Sehen wir uns die Faktoren dieser Zeitüberwindung an: die predigende Tina, ihr Mikrofon, die Zeit der anwachsenden Menge, das in der Menge untergehende Mikrofon. Das Mikrofonbild fasst all dies zusammen, kontrahiert die Zeit und in der Serie in allen Formen des Tempus. Zugleich aber hebt das Bild die alte Ursache-Wirkung-Logik auf, das Mikro ist bestenfalls ein Symbol des Geschehens, ein Symbol eines Mittels, das in der angewachsenen Menge untergeht, das, indem es weitergegeben wird, zusammenhält und zum Anwachsen der Menge beiträgt, aber auch zu einer Egalisierung: niemand ist „Herr“ des Mikrofons, es gibt nur eine Initialzündung: ein Anwachsen der Menge aus sich selbst heraus, aus ihrer Identität als etwas, das nur als Werden begriffen werden kann.

Dem Mikrofon steht in der anderen Serie das Kreuz gegenüber, das tatsächlich immer in einer Hand bleibt, dessen Wirkung deshalb so ersteht, weil das zentrale Moment der Liturgie verbunden ist mit dem Mann, der es einsetzen kann und darf.
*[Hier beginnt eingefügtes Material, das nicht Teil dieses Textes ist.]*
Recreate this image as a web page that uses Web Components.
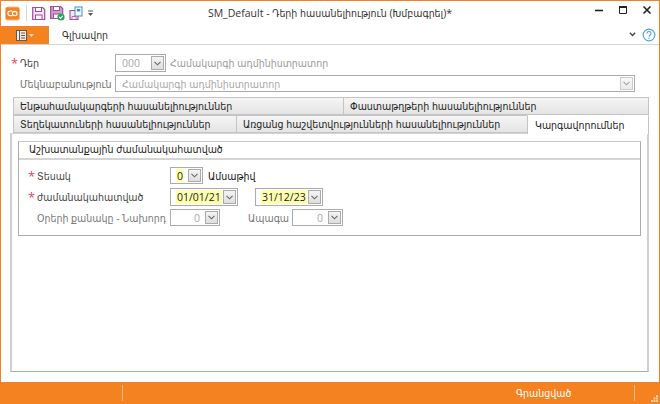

Nicht der geweihte Gegenstand aber hat Macht, er ist der Vermittler der Macht Christi und das über die Kirche. Obschon freilich mittels des einzigen magischen Werkzeugs im Protestantismus, mittels des Kreuzes Macht ausgeübt wird. Nur der Priester hat es in der Hand, nicht die Evangelist Tina. An diesen beiden Gegenständen wird auch bildlich die unterschiedliche religiöse Praxis deutlich, eine zentrierte ja zentralistische von Kreuz und Priester bestimmte Praxis, der die Institution anzuspüren ist, und andererseits die unhierarchische sinnlich betonte evangelikale Erweckungspraxis, die in ihren Aktionen Gläubige wie ein Magnet zusammenzuhalten versteht. Beides aber ist in Tansania nur zusammen zu denken, zusammen zu leben.